Letting go of Hitch. Then picking him up anew.

I'm seldom shocked by the death of someone known to be terminally ill. And Christopher Hitchens was famously sick. His most-recent writing for "Vanity Fair" delved into his diagnosis of esophogeal cancer and the contemplation that followed. As serendipity would have it, I just read his latest article therein yesterday afternoon. I was surprised by the sense of optimism I took from this last piece. He'd survived the radiation and hadn't lost those things he feared being without most - his voice and the ability to type. Coupled with his famously unrepentant atheism, Hitchens provided a window through which to observe something almost too intimate. Cancer and the treatment currently used to combat the disease are twin demons that consumed and weakened him. My first read of the news of his death yesterday came in the form of a text message from a friend and fellow fan. Since then the reflections have come from all over the map, but with the same general angle.

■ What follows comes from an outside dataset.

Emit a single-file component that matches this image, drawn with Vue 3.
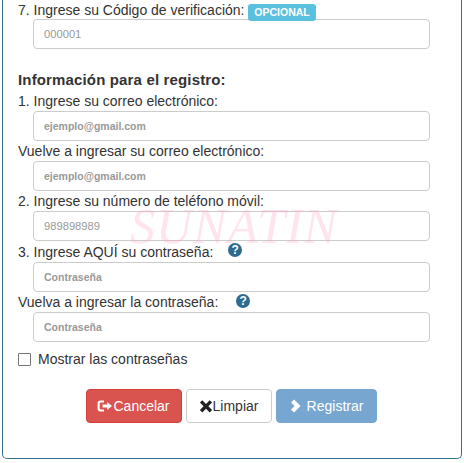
<script setup>
const groups = [
  { label: '1. Ingrese su correo electrónico:', placeholder: 'ejemplo@gmail.com', strong: true },
  { label: 'Vuelve a ingresar su correo electrónico:', placeholder: 'ejemplo@gmail.com', strong: true },
  { label: '2. Ingrese su número de teléfono móvil:', placeholder: '989898989' },
  { label: '3. Ingrese AQUÍ su contraseña:', placeholder: 'Contraseña', strong: true, help: true, mod: 'pass-a' },
  { label: 'Vuelva a ingresar la contraseña:', placeholder: 'Contraseña', strong: true, help: true, mod: 'pass-b' }
]
</script>

<template>
  <div class="panel">
    <div class="watermark">SUNATIN</div>
    <div class="group first">
      <div class="label">7. Ingrese su Código de verificación: <span class="badge">OPCIONAL</span></div>
      <input class="field" placeholder="000001" />
    </div>
    <h4 class="heading">Información para el registro:</h4>
    <div v-for="g in groups" :key="g.label" class="group" :class="g.mod">
      <div class="label">
        {{ g.label }}
        <span v-if="g.help" class="help">?</span>
      </div>
      <input class="field" :class="{ strong: g.strong }" :placeholder="g.placeholder" />
    </div>
    <label class="check">
      <span class="box"></span>
      <span>Mostrar las contraseñas</span>
    </label>
    <div class="actions">
      <button class="btn danger">
        <svg class="ico wide" viewBox="0 0 16 14" width="16" height="14">
          <path fill="#fff" d="M7 1.5H3.4C1.8 1.5.6 2.7.6 4.2v5.6c0 1.5 1.2 2.7 2.8 2.7H7v-2.1H3.6c-.5 0-.9-.4-.9-.9V4.5c0-.5.4-.9.9-.9H7z" />
          <path fill="#fff" d="M5.6 5.6h4.6V3L15 7l-4.8 4V8.4H5.6z" />
        </svg>Cancelar
      </button>
      <button class="btn plain">
        <svg class="ico" viewBox="0 0 14 14" width="14" height="14">
          <path fill="#222" d="M3.3 1.2 7 4.9l3.7-3.7 2.4 2.4L9.4 7.3l3.7 3.7-2.4 2.4L7 9.7l-3.7 3.7L.9 11l3.7-3.7L.9 3.6z" />
        </svg>Limpiar
      </button>
      <button class="btn primary">
        <svg class="ico chev" viewBox="0 0 14 14" width="14" height="14">
          <path fill="#fff" d="M5 .4 11.6 7 5 13.6 2 10.6 5.6 7 2 3.4z" />
        </svg>Registrar
      </button>
    </div>
  </div>
</template>

<style scoped>
.panel {
  position: relative;
  box-sizing: border-box;
  width: 460px;
  height: 459px;
  margin-left: 2px;
  padding: 0 31px 0 15px;
  border: 1px solid #31708f;
  border-top: none;
  border-radius: 0 0 5px 5px;
  background: #fff;
  font-family: "Liberation Sans", Arial, sans-serif;
  font-size: 14px;
  color: #333;
}
.group {
  display: flow-root;
}
.label {
  height: 20px;
  line-height: 20px;
  white-space: nowrap;
}
.first .label {
  height: 19px;
}
.pass-a {
  padding-top: 1px;
}
.badge {
  display: inline-block;
  padding: 0 6px;
  height: 17px;
  line-height: 17px;
  border-radius: 3px;
  background: #5bc0de;
  color: #fff;
  font-size: 10.5px;
  font-weight: 700;
  vertical-align: -1px;
}
.field {
  display: block;
  box-sizing: border-box;
  width: 397px;
  height: 30px;
  margin-left: 15px;
  padding: 0 10px;
  border: 1px solid #ccc;
  border-radius: 4px;
  background: transparent;
  font-family: inherit;
  font-size: 11.2px;
  outline: none;
}
.field::placeholder {
  color: #999;
  opacity: 1;
}
.field.strong::placeholder {
  font-weight: 700;
  font-size: 10.5px;
}
.heading {
  margin: 0;
  padding-top: 20px;
  height: 22px;
  line-height: 21px;
  font-size: 15px;
  font-weight: 700;
  letter-spacing: 0.15px;
  color: #333;
}
.help {
  display: inline-block;
  width: 14px;
  height: 14px;
  line-height: 14px;
  border-radius: 50%;
  background: #2e6b8f;
  color: #fff;
  font-size: 12px;
  font-weight: 700;
  text-align: center;
}
.pass-a .help {
  margin-left: 11px;
  vertical-align: 3px;
}
.pass-b .help {
  margin-left: 14px;
  vertical-align: 2px;
}
.check {
  display: flex;
  align-items: center;
  gap: 7px;
  margin-top: 7px;
  height: 20px;
}
.box {
  box-sizing: border-box;
  width: 13px;
  height: 13px;
  border: 1px solid #767676;
  border-radius: 1px;
  background: #fff;
}
.actions {
  display: flex;
  justify-content: center;
  gap: 4px;
  margin-top: 20px;
  margin-left: -1px;
  width: 428px;
}
.btn {
  display: inline-flex;
  align-items: center;
  justify-content: center;
  box-sizing: border-box;
  height: 34px;
  padding: 0;
  border: 1px solid transparent;
  border-radius: 4px;
  font-family: inherit;
  font-size: 14px;
}
.danger {
  width: 96px;
  background: #d9534f;
  border-color: #d43f3a;
  color: #fff;
}
.plain {
  width: 86px;
  background: #fff;
  border-color: #ccc;
  color: #333;
}
.primary {
  width: 101px;
  background: #77a7d1;
  border-color: #77a7d1;
  color: #fff;
}
.chev {
  margin-right: 4px;
}
.watermark {
  position: absolute;
  left: 127px;
  top: 197px;
  font-family: "Liberation Serif", serif;
  font-style: italic;
  font-size: 50px;
  letter-spacing: 1px;
  color: rgba(255, 150, 195, 0.27);
  white-space: nowrap;
  pointer-events: none;
}
</style>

Hitchens lived hard, wrote voluminously, defied convention and walked the thin highwire required to be consistently original. My recent hunger for essay collections has proved rewarding (John Jeremiah Sullivan's Pulphead and Jonathan Lethem's The Ecstasy of Influence are both fantastic and highly recommended). Now I've decided to dive headlong into the latest mass of essays from The Hitch (Arguably, which landed on so many people's "best of the 2011" lists). I'm sheepishly pleased to name drop that Christopher Hitchens and I share the same literary agency. I'm sad to think that I'll never meet him, even though I realize how presumptuous it sounds to think that might have happened. Still, I'm wholly saddened by his passing. Because I truly admired him as a writer who so totally slashed his way through the wilds of this age we live in. The Hitch will absolutely be missed.